The book mentions a high school in Silicon Valley that brought in outside sleep experts, created a kind of sleep curriculum and trained students as "sleep ambassadors", all to promote shut-eye.
The school even held a contest that asked students for sleep slogans. The winner: "Life is lousy when you're drowsy."
Sleep ambassadors? Sleep rhymes? Back when I was in high school in the 1980s, in a setting considered intense in its day, the most common sleep problem among my peers was getting too much of it and not waking up in time for class.
Now the concern isn't how to rouse teens but how to lull them.
And that says everything about the way childhood has been transformed - at least among an ambitious, privileged subset of Americans - into an insanely programmed, status-obsessed and sometimes spirit-sapping race.
Take one more Advanced Placement class. Add another extracurricular activity. Apply to all eight Ivies. Lose a few winks but never a few steps.
Overloaded And Underprepared, published on Tuesday, was written by Denise Pope, Maureen Brown and Sarah Miles, all affiliated with a Stanford University-based group called Challenge Success, which urges more balanced learning environments. The book looks at homework loads, school-day structures and much more.
And it joins an urgently needed body of literature that pushes back at helicopter parenting, exorbitant private tutoring, exhaustive preparation for standardised tests and the rest of it.
This genre goes back at least a decade and includes, notably, Madeline Levine's The Price Of Privilege and Paul Tough's How Children Succeed.
But it has expanded with particular velocity of late. How To Raise An Adult, by Julie Lythcott-Haims, came out last month. The Gift Of Failure, by Jessica Lahey, will be released in two weeks.
There's a unifying theme: Enough is enough.

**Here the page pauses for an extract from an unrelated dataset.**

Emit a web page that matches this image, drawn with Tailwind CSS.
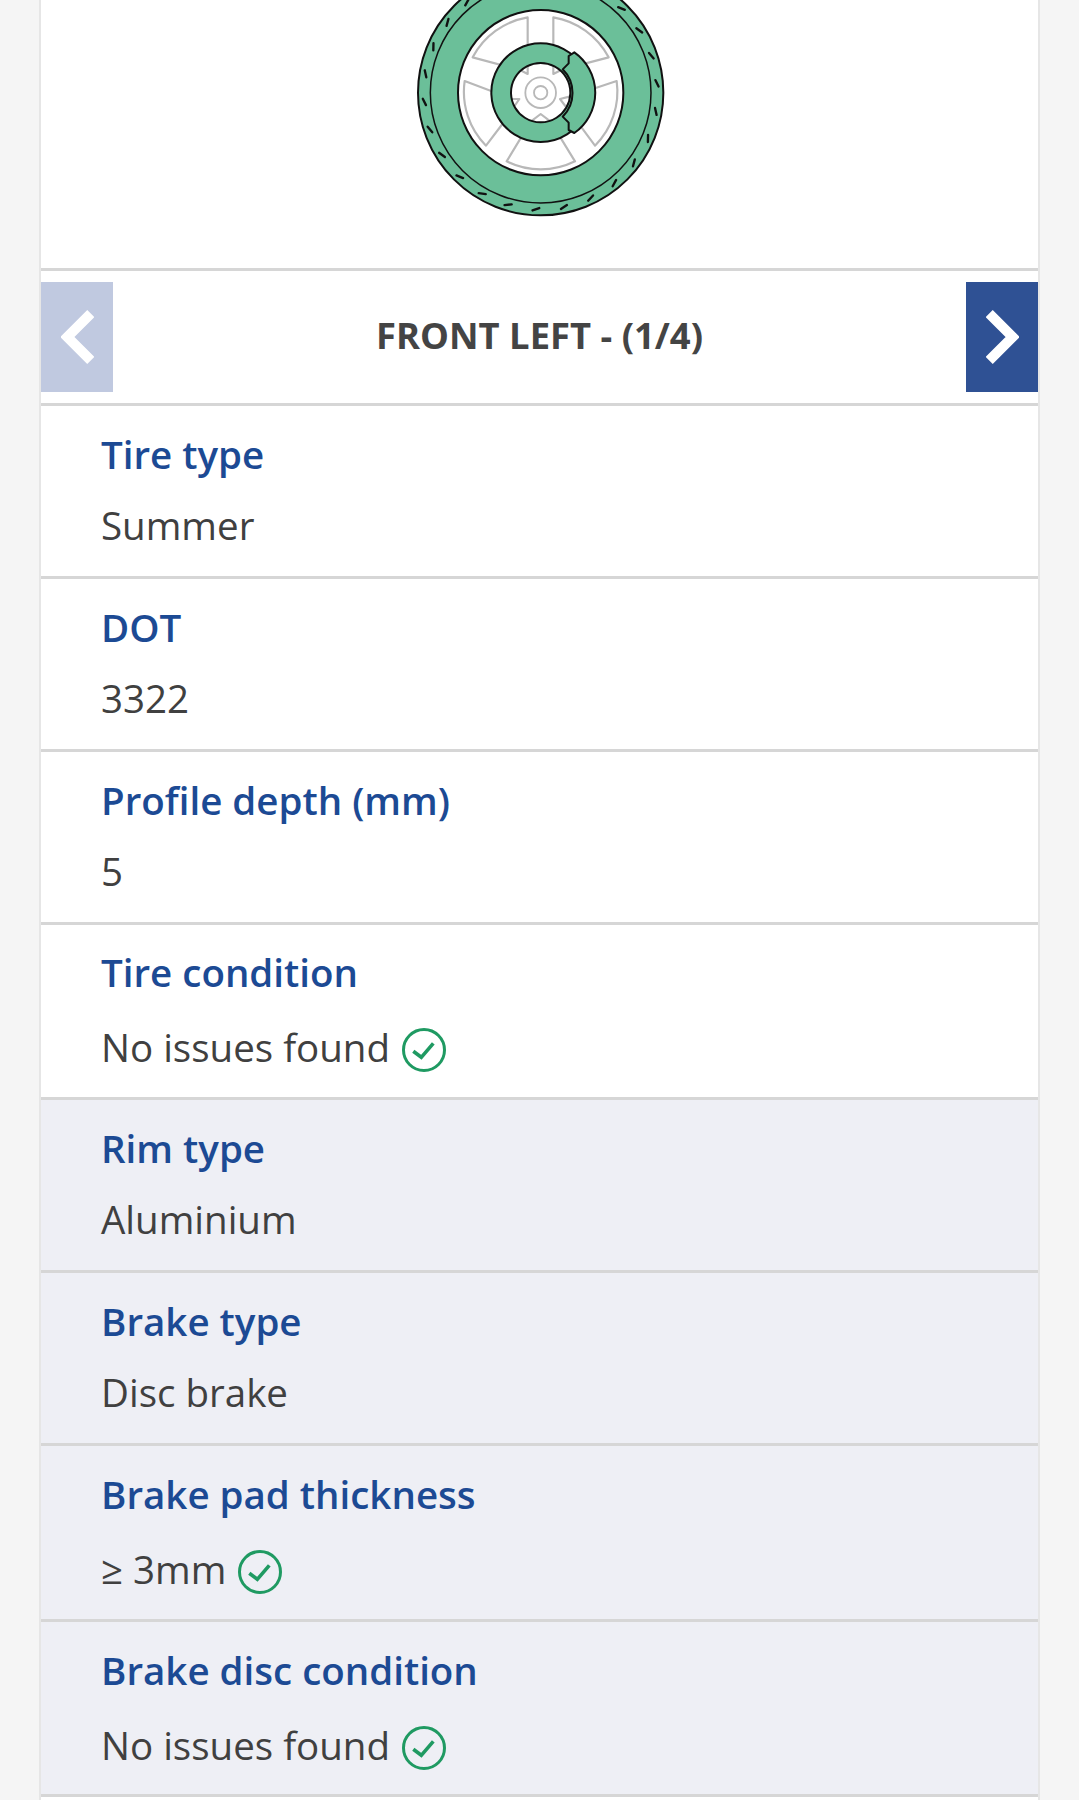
<!doctype html>
<html lang="en">
<head>
<meta charset="utf-8">
<script src="https://cdn.jsdelivr.net/npm/@tailwindcss/browser@4"></script>
<title>Front left wheel</title>
</head>
<body class="bg-[#f5f5f5] font-['Open_Sans',sans-serif] text-[#404040]">
<main class="mx-[39px] h-[1800px] w-[1001px] overflow-hidden border-x-2 border-[#e6e6e6] bg-white">
  <div class="flex h-[271px] justify-center border-b-[3px] border-[#d6d6d6]">
    <svg class="h-[240px] w-[320px]" viewBox="0 0 960 720" fill="none" stroke-linejoin="round">
      <circle cx="482" cy="278" r="368" fill="#6bbf99" stroke="#111" stroke-width="6"/>
      <circle cx="482" cy="278" r="331" stroke="#111" stroke-width="4.5"/>
      <g stroke="#111" stroke-width="7" stroke-linecap="round">
        <line transform="rotate(2.3 482 278)" x1="472" y1="-68" x2="492" y2="-76"/>
        <line transform="rotate(16.15 482 278)" x1="472" y1="-68" x2="492" y2="-76"/>
        <line transform="rotate(30 482 278)" x1="472" y1="-68" x2="492" y2="-76"/>
        <line transform="rotate(43.85 482 278)" x1="472" y1="-68" x2="492" y2="-76"/>
        <line transform="rotate(57.7 482 278)" x1="472" y1="-68" x2="492" y2="-76"/>
        <line transform="rotate(71.55 482 278)" x1="472" y1="-68" x2="492" y2="-76"/>
        <line transform="rotate(85.4 482 278)" x1="472" y1="-68" x2="492" y2="-76"/>
        <line transform="rotate(99.25 482 278)" x1="472" y1="-68" x2="492" y2="-76"/>
        <line transform="rotate(113.1 482 278)" x1="472" y1="-68" x2="492" y2="-76"/>
        <line transform="rotate(126.95 482 278)" x1="472" y1="-68" x2="492" y2="-76"/>
        <line transform="rotate(140.8 482 278)" x1="472" y1="-68" x2="492" y2="-76"/>
        <line transform="rotate(154.65 482 278)" x1="472" y1="-68" x2="492" y2="-76"/>
        <line transform="rotate(168.5 482 278)" x1="472" y1="-68" x2="492" y2="-76"/>
        <line transform="rotate(182.35 482 278)" x1="472" y1="-68" x2="492" y2="-76"/>
        <line transform="rotate(196.2 482 278)" x1="472" y1="-68" x2="492" y2="-76"/>
        <line transform="rotate(210.05 482 278)" x1="472" y1="-68" x2="492" y2="-76"/>
        <line transform="rotate(223.9 482 278)" x1="472" y1="-68" x2="492" y2="-76"/>
        <line transform="rotate(237.75 482 278)" x1="472" y1="-68" x2="492" y2="-76"/>
        <line transform="rotate(251.6 482 278)" x1="472" y1="-68" x2="492" y2="-76"/>
        <line transform="rotate(265.45 482 278)" x1="472" y1="-68" x2="492" y2="-76"/>
        <line transform="rotate(279.3 482 278)" x1="472" y1="-68" x2="492" y2="-76"/>
        <line transform="rotate(293.15 482 278)" x1="472" y1="-68" x2="492" y2="-76"/>
        <line transform="rotate(307 482 278)" x1="472" y1="-68" x2="492" y2="-76"/>
        <line transform="rotate(320.85 482 278)" x1="472" y1="-68" x2="492" y2="-76"/>
        <line transform="rotate(334.7 482 278)" x1="472" y1="-68" x2="492" y2="-76"/>
        <line transform="rotate(348.55 482 278)" x1="472" y1="-68" x2="492" y2="-76"/>
      </g>
      <circle cx="482" cy="278" r="248" fill="#fff" stroke="#111" stroke-width="6"/>
      <g stroke="#b8b8b8" stroke-width="6.5">
        <path d="M443 52V222L420 210 278 172A230 230 0 0 1 443 52Z"/>
        <path d="M520 52V222L548 208 686 172A230 230 0 0 0 520 52Z"/>
        <path d="M710 243 568 290 540 297 605 383 645 437A230 230 0 0 0 710 243Z"/>
        <path d="M254 243 397 297H418L365 375 318 437A230 230 0 0 1 254 243Z"/>
        <path d="M380 484 452 365 482 342 512 365 585 484A230 230 0 0 1 380 484Z"/>
      </g>
      <path fill-rule="evenodd" d="M482 130a148 148 0 1 0 .01 0ZM482 189a89 89 0 1 1-.01 0Z" fill="#6bbf99" stroke="#111" stroke-width="6"/>
      <circle cx="482" cy="278" r="46" stroke="#b8b8b8" stroke-width="5.5"/>
      <circle cx="482" cy="278" r="20" stroke="#b8b8b8" stroke-width="5.5"/>
      <path d="M583 157 566 168V190L548 208A100 100 0 0 1 548 350L566 368V390L583 399A148 148 0 0 0 583 157Z" fill="#6bbf99" stroke="#111" stroke-width="6"/>
    </svg>
  </div>

  <div class="flex h-[135px] items-center justify-between border-b-[3px] border-[#d6d6d6]">
    <button class="flex h-[110px] w-[72px] items-center justify-center bg-[#c0c9e0]" aria-label="Previous">
      <svg class="h-[54px] w-[33px]" viewBox="0 0 33 54"><path d="M29.8 3.6 6.4 27l23.4 23.4" fill="none" stroke="#fff" stroke-width="10"/></svg>
    </button>
    <h2 class="mb-[4px] text-[36.4px] leading-[50px] font-bold text-[#444]">FRONT LEFT - (1/4)</h2>
    <button class="flex h-[110px] w-[72px] items-center justify-center bg-[#2f5194]" aria-label="Next">
      <svg class="ml-[2px] h-[54px] w-[33px]" viewBox="0 0 33 54"><path d="M3.2 3.6 26.6 27 3.2 50.4" fill="none" stroke="#fff" stroke-width="10"/></svg>
    </button>
  </div>

  <dl>
    <div class="h-[173px] border-b-[3px] border-[#d6d6d6] pt-[23px] pl-[60px]">
      <dt class="text-[38.5px] leading-[50px] font-semibold text-[#1c4a94]">Tire type</dt>
      <dd class="mt-[21px] text-[38.5px] leading-[50px]">Summer</dd>
    </div>
    <div class="h-[173px] border-b-[3px] border-[#d6d6d6] pt-[23px] pl-[60px]">
      <dt class="text-[38.5px] leading-[50px] font-semibold text-[#1c4a94]">DOT</dt>
      <dd class="mt-[21px] text-[38.5px] leading-[50px]">3322</dd>
    </div>
    <div class="h-[173px] border-b-[3px] border-[#d6d6d6] pt-[23px] pl-[60px]">
      <dt class="text-[38.5px] leading-[50px] font-semibold text-[#1c4a94]">Profile depth (mm)</dt>
      <dd class="mt-[21px] text-[38.5px] leading-[50px]">5</dd>
    </div>
    <div class="h-[175px] border-b-[3px] border-[#d6d6d6] pt-[22px] pl-[60px]">
      <dt class="text-[38.5px] leading-[50px] font-semibold text-[#1c4a94]">Tire condition</dt>
      <dd class="mt-[24px] flex items-center gap-[12px] text-[38.5px] leading-[50px]">No issues found
        <svg class="mt-[7px] h-[44px] w-[44px]" viewBox="0 0 44 44" fill="none" stroke="#1f9a62"><circle cx="22" cy="22" r="20.5" stroke-width="3"/><path d="M11.3 23.3l8 6 12-14" stroke-width="3.6"/></svg>
      </dd>
    </div>
    <div class="h-[173px] border-b-[3px] border-[#d6d6d6] bg-[#eeeff5] pt-[23px] pl-[60px]">
      <dt class="text-[38.5px] leading-[50px] font-semibold text-[#1c4a94]">Rim type</dt>
      <dd class="mt-[21px] text-[38.5px] leading-[50px]">Aluminium</dd>
    </div>
    <div class="h-[173px] border-b-[3px] border-[#d6d6d6] bg-[#eeeff5] pt-[23px] pl-[60px]">
      <dt class="text-[38.5px] leading-[50px] font-semibold text-[#1c4a94]">Brake type</dt>
      <dd class="mt-[21px] text-[38.5px] leading-[50px]">Disc brake</dd>
    </div>
    <div class="h-[176px] border-b-[3px] border-[#d6d6d6] bg-[#eeeff5] pt-[23px] pl-[60px]">
      <dt class="text-[38.5px] leading-[50px] font-semibold text-[#1c4a94]">Brake pad thickness</dt>
      <dd class="mt-[25px] flex items-center gap-[12px] text-[38.5px] leading-[50px]">≥ 3mm
        <svg class="mt-[5px] h-[44px] w-[44px]" viewBox="0 0 44 44" fill="none" stroke="#1f9a62"><circle cx="22" cy="22" r="20.5" stroke-width="3"/><path d="M11.3 23.3l8 6 12-14" stroke-width="3.6"/></svg>
      </dd>
    </div>
    <div class="h-[175px] border-b-[3px] border-[#d6d6d6] bg-[#eeeff5] pt-[23px] pl-[60px]">
      <dt class="text-[38.5px] leading-[50px] font-semibold text-[#1c4a94]">Brake disc condition</dt>
      <dd class="mt-[24px] flex items-center gap-[12px] text-[38.5px] leading-[50px]">No issues found
        <svg class="mt-[7px] h-[44px] w-[44px]" viewBox="0 0 44 44" fill="none" stroke="#1f9a62"><circle cx="22" cy="22" r="20.5" stroke-width="3"/><path d="M11.3 23.3l8 6 12-14" stroke-width="3.6"/></svg>
      </dd>
    </div>
  </dl>
</main>
</body>
</html>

"At some point, you have to say, 'Whoa! This is too crazy'," Pope, a senior lecturer at Stanford, told me.
Sleep deprivation is just a part of the craziness, but it's a perfect shorthand for childhoods bereft of spontaneity, stripped of real play and haunted by the "pressure of perfection", to quote the headline on a story by Julie Scelfo in The Times this week.
Scelfo wrote about six suicides in a 13-month period at the University of Pennsylvania; about the prevalence of anxiety and depression on college campuses; about many star students' inability to cope with even minor setbacks, which are foreign and impermissible.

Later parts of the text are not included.